Implementing a function#

Functions are split into two parts: A function definition class, which acts as a factory method for the actual function class implementing the function interface. The function definition specifies the input and output dataschemes and is used for the planning. Executors use the function definition to instantiate function objects which do the actual computations.

Implementing the function#

When implementing your own functions, you should first start with the function implementation.

For this example, we will implement a function which takes two series and either returns the first or the second one based on a static parameter.

Boilerplate#

Declare a new class and derive it from FunctionBase, which is the base class implementing the IFunction interface.

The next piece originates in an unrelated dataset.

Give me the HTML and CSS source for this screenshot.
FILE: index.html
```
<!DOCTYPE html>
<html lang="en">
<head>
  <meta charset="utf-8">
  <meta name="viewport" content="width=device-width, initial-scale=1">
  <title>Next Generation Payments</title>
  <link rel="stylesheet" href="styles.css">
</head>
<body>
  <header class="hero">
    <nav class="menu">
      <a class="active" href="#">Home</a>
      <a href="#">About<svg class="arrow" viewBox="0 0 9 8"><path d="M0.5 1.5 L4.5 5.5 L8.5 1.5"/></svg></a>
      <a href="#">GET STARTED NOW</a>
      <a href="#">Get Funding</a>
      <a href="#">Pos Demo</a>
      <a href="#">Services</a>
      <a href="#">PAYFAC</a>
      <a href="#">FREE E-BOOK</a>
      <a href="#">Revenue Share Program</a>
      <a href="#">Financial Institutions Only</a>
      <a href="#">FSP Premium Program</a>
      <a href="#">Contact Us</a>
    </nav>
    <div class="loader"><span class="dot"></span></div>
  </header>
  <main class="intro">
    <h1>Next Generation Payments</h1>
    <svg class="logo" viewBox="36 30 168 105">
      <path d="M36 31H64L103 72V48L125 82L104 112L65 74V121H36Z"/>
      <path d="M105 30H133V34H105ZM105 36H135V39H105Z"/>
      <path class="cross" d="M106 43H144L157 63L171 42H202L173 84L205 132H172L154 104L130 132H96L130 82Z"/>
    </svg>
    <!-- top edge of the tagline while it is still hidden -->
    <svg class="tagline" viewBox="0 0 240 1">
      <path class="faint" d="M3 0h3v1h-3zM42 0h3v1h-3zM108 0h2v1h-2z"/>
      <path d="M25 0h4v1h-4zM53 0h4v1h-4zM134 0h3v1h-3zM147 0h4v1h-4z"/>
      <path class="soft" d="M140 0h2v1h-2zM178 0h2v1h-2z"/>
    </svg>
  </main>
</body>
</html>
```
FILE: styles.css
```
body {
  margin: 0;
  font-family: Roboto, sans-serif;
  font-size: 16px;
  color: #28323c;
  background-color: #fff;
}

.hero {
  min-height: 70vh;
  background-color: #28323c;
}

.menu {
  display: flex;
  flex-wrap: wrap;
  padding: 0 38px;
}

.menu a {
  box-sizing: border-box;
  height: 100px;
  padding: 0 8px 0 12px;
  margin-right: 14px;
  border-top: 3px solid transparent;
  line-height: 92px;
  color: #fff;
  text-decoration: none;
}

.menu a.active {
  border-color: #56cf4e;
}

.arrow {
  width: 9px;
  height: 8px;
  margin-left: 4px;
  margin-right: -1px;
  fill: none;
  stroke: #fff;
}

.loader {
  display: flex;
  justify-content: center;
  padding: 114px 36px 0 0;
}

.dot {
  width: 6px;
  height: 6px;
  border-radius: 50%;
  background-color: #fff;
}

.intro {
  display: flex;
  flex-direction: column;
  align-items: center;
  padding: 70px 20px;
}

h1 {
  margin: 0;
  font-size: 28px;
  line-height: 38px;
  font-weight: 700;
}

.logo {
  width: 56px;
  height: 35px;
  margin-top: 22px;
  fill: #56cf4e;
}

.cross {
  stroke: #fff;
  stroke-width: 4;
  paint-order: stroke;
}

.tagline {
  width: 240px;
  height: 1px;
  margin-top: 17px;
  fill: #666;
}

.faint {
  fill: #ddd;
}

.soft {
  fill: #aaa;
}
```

from typing import Optional, Iterable

from openmnglab.functions.base import FunctionBase
from openmnglab.model.datamodel.interface import IDataContainer


class SeriesChooserFunc(FunctionBase):
    def execute(self) -> IDataContainer | Iterable[IDataContainer]:
        pass

    def set_input(self, *data_in: IDataContainer):
        pass

You function implementation must provide the methods set_input and execute. set_input sets the input data of the function and with a call to execute, the function should execute on the previously set data.

Implementation#

Note

The contracts defined by the model between an executor and a function give you some guarantees when implementing the function:

  • execute may only be called after a successfull call to set_input

  • All data passed to set_input must adhere to the dataformat specified by the function definition

If your function fails because of one of those guarantees were ignored by the executor implementation, that is not your problem.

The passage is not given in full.